= Complex dimension =

In mathematics, complex dimension usually refers to the dimension of a complex manifold or a complex algebraic variety. These are spaces in which the local neighborhoods of points (or of non-singular points in the case of a variety) are modeled on a Cartesian product of the form $\mathbb{C}^d$ for some $d$, and the complex dimension is the exponent $d$ in this product. Because $\mathbb{C}$ can in turn be modeled by $\mathbb{R}^2$, a space with complex dimension $d$ will have real dimension $2d$. That is, a smooth manifold of complex dimension $d$ has real dimension $2d$; and a complex algebraic variety of complex dimension $d$, away from any singular point, will also be a smooth manifold of real dimension $2d$.

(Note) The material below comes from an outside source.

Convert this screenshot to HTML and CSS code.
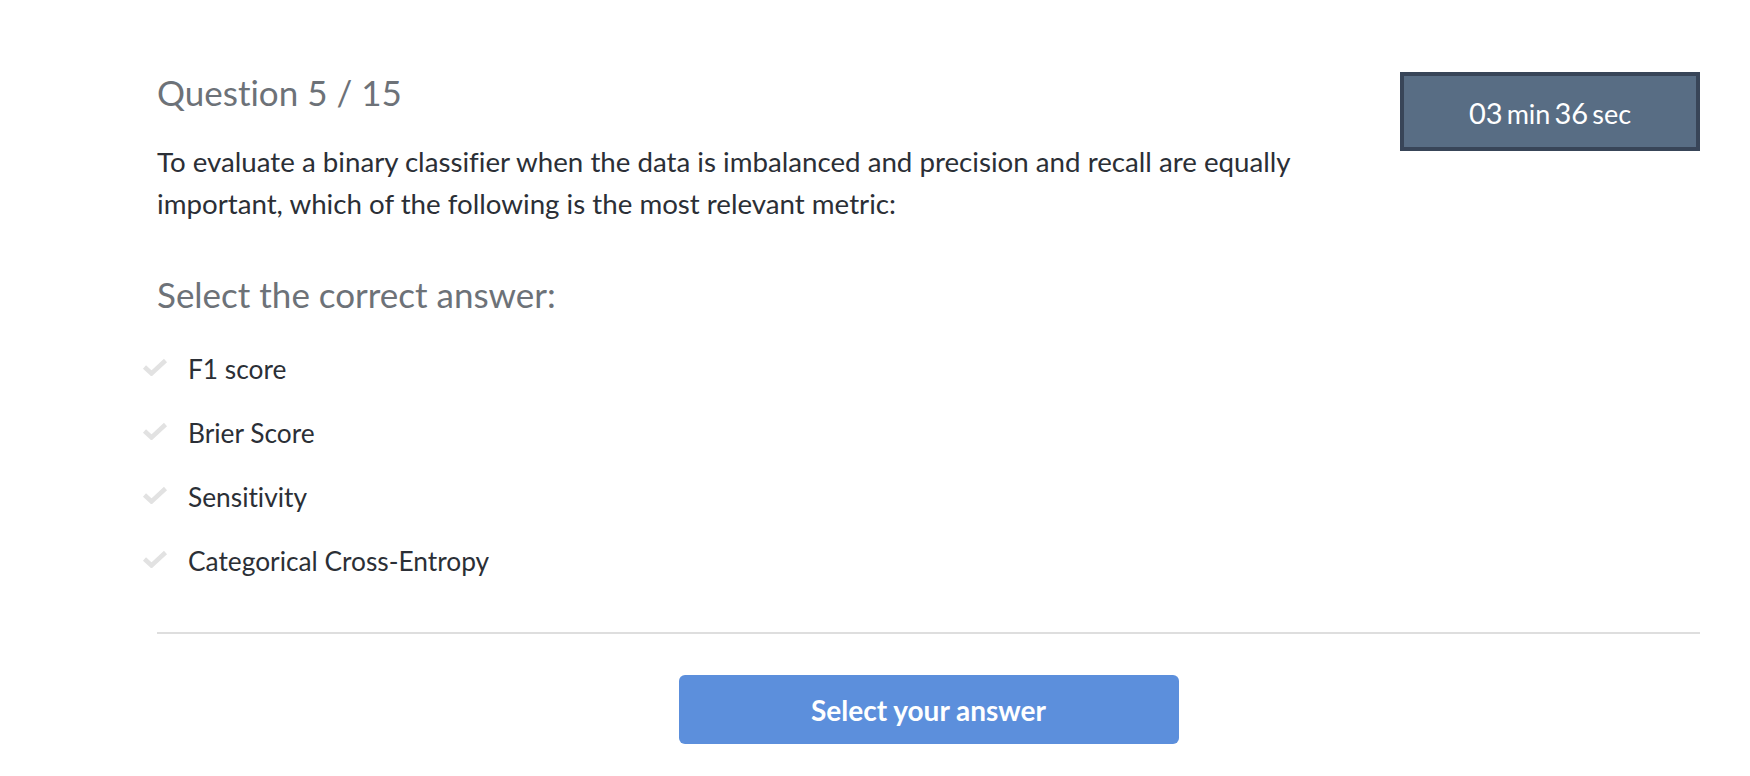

However, for a real algebraic variety (that is a variety defined by equations with real coefficients), its dimension refers commonly to its complex dimension, and its real dimension refers to the maximum of the dimensions of the manifolds contained in the set of its real points. The real dimension is not greater than the dimension, and equals it if the variety is irreducible and has real points that are nonsingular.
For example, the equation $x^2+y^2+z^2=0$ defines a variety of (complex) dimension 2 (a surface), but of real dimension 0 — it has only one real point, (0, 0, 0), which is singular.

The same considerations apply to codimension. For example a smooth complex hypersurface in complex projective space of dimension n will be a manifold of dimension 2(n − 1). A complex hyperplane does not separate a complex projective space into two components, because it has real codimension 2.